Gallagher Premiership Highlights - Round 21Mar 27
Kylian Mbappe ready to replicate Pele ahead of World Cup final clash with Lionel Messi's Argentina
France's star man could win a second World Cup title two days before his 24th birthday.
At 23, Kylian Mbappe is almost a seasoned veteran.
He has been here before, on the biggest stage, with all eyes and all defenders focused on him. Four years ago, when he was still a teenager, Mbappe didn’t look out of place at a World Cup final. By now, he thrives on such occasions.
Things are slightly different this time. France are not, as they were in 2018 when Croatia unexpectedly made it all the way to the final, the overwhelming favourites against a strong Argentina side.

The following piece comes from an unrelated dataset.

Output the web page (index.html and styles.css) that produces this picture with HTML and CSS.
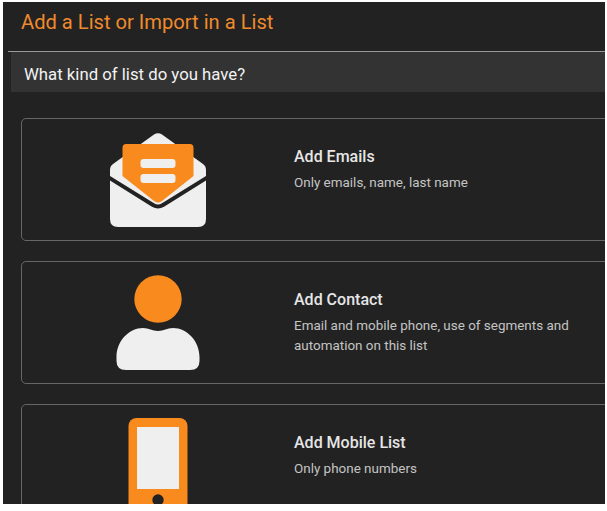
FILE: index.html
```html
<!DOCTYPE html>
<html lang="en">
<head>
  <meta charset="UTF-8" />
  <title>Add a List</title>
  <link rel="stylesheet" href="styles.css">
</head>
<body>
  <div class="panel">
    <h1 class="title">Add a List or Import in a List</h1>
    <h2 class="subtitle">What kind of list do you have?</h2>

    <div class="cards">
      <div class="card">
        <div class="card-icon">
          <svg class="icon-mail" viewBox="0 0 96 94">
            <path fill="#efefef" d="M44 1.5 Q48 -1 52 1.5 L93 31 Q96 33 96 37 V86 Q96 94 88 94 H8 Q0 94 0 86 V37 Q0 33 3 31 Z" />
            <path fill="none" stroke="#222" stroke-width="4" d="M-2 44 L43 72 Q48 75 53 72 L98 44" />
            <path fill="#f98a1d" d="M16 11 H80 Q83.5 11 83.5 15 V43 L52 68 Q48 71 44 68 L12.5 43 V15 Q12.5 11 16 11 Z" />
            <rect fill="#efefef" x="30.5" y="26" width="35" height="9" rx="3" />
            <rect fill="#efefef" x="30.5" y="41" width="35" height="9" rx="3" />
          </svg>
        </div>
        <div class="card-text">
          <h3>Add Emails</h3>
          <p>Only emails, name, last name</p>
        </div>
      </div>

      <div class="card">
        <div class="card-icon">
          <svg class="icon-person" viewBox="0 0 84 96">
            <circle fill="#f98a1d" cx="42" cy="24" r="23.7" />
            <path fill="#efefef" d="M0.5 82 C0.5 66 13 53 27 53 C33 53 36 56 42 56 C48 56 51 53 57 53 C71 53 83.5 66 83.5 82 V86 Q83.5 95 74 95 H10 Q0.5 95 0.5 86 Z" />
          </svg>
        </div>
        <div class="card-text">
          <h3>Add Contact</h3>
          <p>Email and mobile phone, use of segments and automation on this list</p>
        </div>
      </div>

      <div class="card">
        <div class="card-icon">
          <svg class="icon-phone" viewBox="0 0 60 104">
            <rect fill="#f98a1d" x="0.5" y="0" width="59" height="104" rx="8" />
            <rect fill="#efefef" x="9" y="9" width="42" height="62" />
            <circle fill="#222" cx="30" cy="82" r="5.7" />
          </svg>
        </div>
        <div class="card-text">
          <h3>Add Mobile List</h3>
          <p>Only phone numbers</p>
        </div>
      </div>
    </div>
  </div>
</body>
</html>
```

FILE: styles.css
```css
body {
  margin: 0;
  background: #fff;
  font-family: Roboto, "Liberation Sans", sans-serif;
}

.panel {
  width: 602px;
  height: 502px;
  margin: 2px 0 0 3px;
  background: #222;
  overflow: hidden;
}

.title {
  margin: 0 0 0 5px;
  height: 50px;
  padding-left: 13px;
  box-sizing: border-box;
  border-bottom: 1px solid #999;
  font-size: 20.15px;
  font-weight: 400;
  line-height: 41px;
  color: #f08a2c;
}

.subtitle {
  margin: 0 0 0 8px;
  height: 40px;
  padding-left: 13px;
  background: #333;
  font-size: 16.75px;
  font-weight: 400;
  line-height: 45px;
  color: #f2f2f2;
}

.cards {
  display: flex;
  flex-direction: column;
  gap: 20px;
  padding: 26px 0 0 18px;
}

.card {
  display: flex;
  width: 620px;
  height: 123px;
  flex-shrink: 0;
  box-sizing: border-box;
  padding-top: 13px;
  border: 1px solid #666;
  border-radius: 5px;
}

.card-icon {
  display: flex;
  justify-content: center;
  width: 272px;
}

.icon-mail {
  width: 96px;
  height: 94px;
  margin-top: 1px;
}

.icon-person {
  width: 84px;
  height: 96px;
}

.icon-phone {
  width: 60px;
  height: 104px;
}

.card-text {
  width: 285px;
  padding-top: 15px;
}

.card-text h3 {
  margin: 0 0 6px;
  font-size: 16px;
  font-weight: 500;
  line-height: 20px;
  color: #e6e6e6;
}

.card-text p {
  margin: 0;
  font-size: 13.45px;
  line-height: 20px;
  color: #c4c4c4;
}
```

And Mbappe will not be the only man people are talking about in the lead-up to the game. Lionel Messi, potentially playing in his last World Cup, will be the story of the match whatever the outcome.
By the time Mbappe is 35, though, he might overshadow everyone who has gone before him. Already, he has nine World Cup goals to his name, just seven behind the tournament’s record scorer, Miroslav Klose.
And that is even after failing to net in either of France’s last two games. He was slightly subdued in the quarter-final against England and given very little space by Paris Saint-Germain team-mate Achraf Hakimi in the semi-final victory over Morocco.
Mbappe might be due a goal or two, then, and he will be determined to replicate, or perhaps better, his performance in the 4-2 win against Croatia four years ago, when his 65th-minute strike helped seal the title.
Regardless of the performance, the PSG forward will become the first player since Pele to win two World Cups at such a young age if France beat Argentina. That is esteemed company to be in and an indication of what might be to come.
That Mbappe has well over a decade left to terrorise defenders and add to his already glittering list of personal awards and trophies is a frightening prospect.
It perhaps takes some of the edge off, too, given that it seems almost certain he will be back at this stage at some point in a France shirt.
His PSG team-mate Messi, meanwhile, doesn’t have time on his side and revealed earlier in the tournament that this will be his final World Cup. It's the last chance saloon for the Argentine great, but perhaps only the second opportunity of many for Mbappe.
And the Frenchman would appear to highly fancy his nation's chances on Sunday, stating in an interview earlier this year: “Argentina haven't played games of great quality to reach the World Cup.
“In South America, football isn't as advanced as Europe. That's why if you look at the last World Cups, it's always the Europeans that win.”
Those comments didn’t go down well amongst the Argentina squad, with Emiliano Martinez and Lautaro Martinez hitting back publicly. The inflammatory remarks could serve as extra motivation for France’s opponents.
But Mbappe’s bullishness, his almost cocky demeanour on the pitch, is part of what makes him so good. He believes his own hype. He plays with the kind of unshakeable self-assurance very few others can match.
That is partly why he is so popular, too, aside from the explosiveness, the athleticism, the variety of his goals. There are shades of Cristiano Ronaldo, so long the antithesis of Messi, to Mbappe.
The narrative is set perfectly for Sunday’s final: Mbappe, the youthful interloper ready to assert himself and overshadow the man many consider the greatest of all time.
And make no mistake about it, club allegiances or not, Mbappe will relish the opportunity to steal the limelight away from Messi in front of a sea of white and blue shirts.
“I always say I dream about everything. I have no limits,” Mbappe said in September. “So of course, it’s a new generation.
“And Ronaldo, Messi — you’re gonna stop. We have to find someone else, someone new.”